You could argue, and I obviously would, that when people are denied freedom of movement or expression for purely political reasons, then all aspects of citizenship are compromised. But it doesn’t seem like that when you’re there. I’d be willing to bet that there are plenty of Cubans, especially amongst the elderly, who don’t feel deprived because there’s no McDonalds in their neighbourhood and they never got to holiday in Dubai.
There’s no question that Cuba has suffered from chronic economic mismanagement for nearly two generations and is in a much worst fiscal state than it needs to be. But it’s also true that the education and health services are some of the best in the world. Given the political will, the Castro administration was always capable of competence. They had to be doing something right to survive nearly sixty years of embargoes from their powerful and manipulative neighbour, even after the demise of their economic patron, the Soviet Union.
I do feel for young Cubans. Who’d want to be stuck on a tiny island, no matter how picturesque and politically stable, when there’s a whole world out there to explore? Contrary to popular belief, American television is shown in Cuba. CNN is available on cable as are some movie channels and HBO if memory serves. Mandatory punishment for the slightest sign of dissent is always raised as a human rights issue, correctly so too. We had one tour guide who had no compunction at all about expressing his disapproval of the beloved leader, often hinting that he at least believed Castro was sitting on a considerable personal fortune. We could easily have shopped this guy if we’d wanted. He was hardly guarded with his views. I’m not suggesting that this constitutes freedom of speech in the way we appreciate it, just that the personal risk of voicing disgruntlement might be overstated. And I actually don’t remember seeing many police in the streets, either. It seems to me that even in its paranoid and isolationist state, Cuba would always have been a far more desirable place to live than the Chile of Pinochet, the Argentina of Galtieri or the Spain of Franco.
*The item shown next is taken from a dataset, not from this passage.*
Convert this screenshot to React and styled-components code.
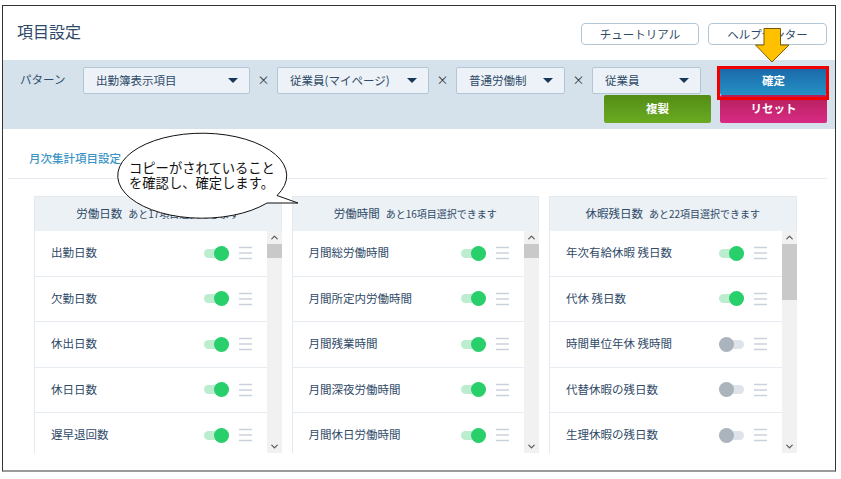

I visited Russia in the 80s and met quite a few young people. Hey, I was young myself then. They weren’t dissimilar in attitude to the Cubans I met. There was a sanguine acceptance that communism, despite its faults, was not a bad way to run a country with a lot of poor people in it. Of course it would be infinitely better if those at the top didn’t instantly turn into paranoid megalomaniacs, but no system is perfect. Given that within minutes of democratisation, the bulk of Russian wealth passed into the hands of a clutch of oligarchs who could think of nothing better to do with it than bid for football teams, you have to wonder whether it’s worth exchanging the treasury for the right to take your passport on the odd outing.
People will have a quality of life no matter what the restrictions. I personally think a complete absence of supermarkets is no great hardship. In fact, I might be willing to give up considerable personal freedoms in exchange for the demise of Walmart and Tesco. When it comes to consumerism, less is definitely more in my view.
If ever there’s a space to be watched, it will be Cuba in the next couple of years. There are already changes underway with the arrival of some foreign businesses and relaxation of restrictions on private enterprises. The introduction of paladars, (restaurants in people’s homes), is welcome as the state-owned eateries do unspeakable things to lobsters that would be considered criminal anywhere else in the world. I’m very glad I went there while Fidel was still standing. I did watch a couple of hours of one of his legendary filibusterers and very entertaining it was too. I have a feeling history will be much kinder to Castro than it’s been to any of the other twentieth century dictators. He was after all Che Guevara’s best mate and it just doesn’t get cooler than that.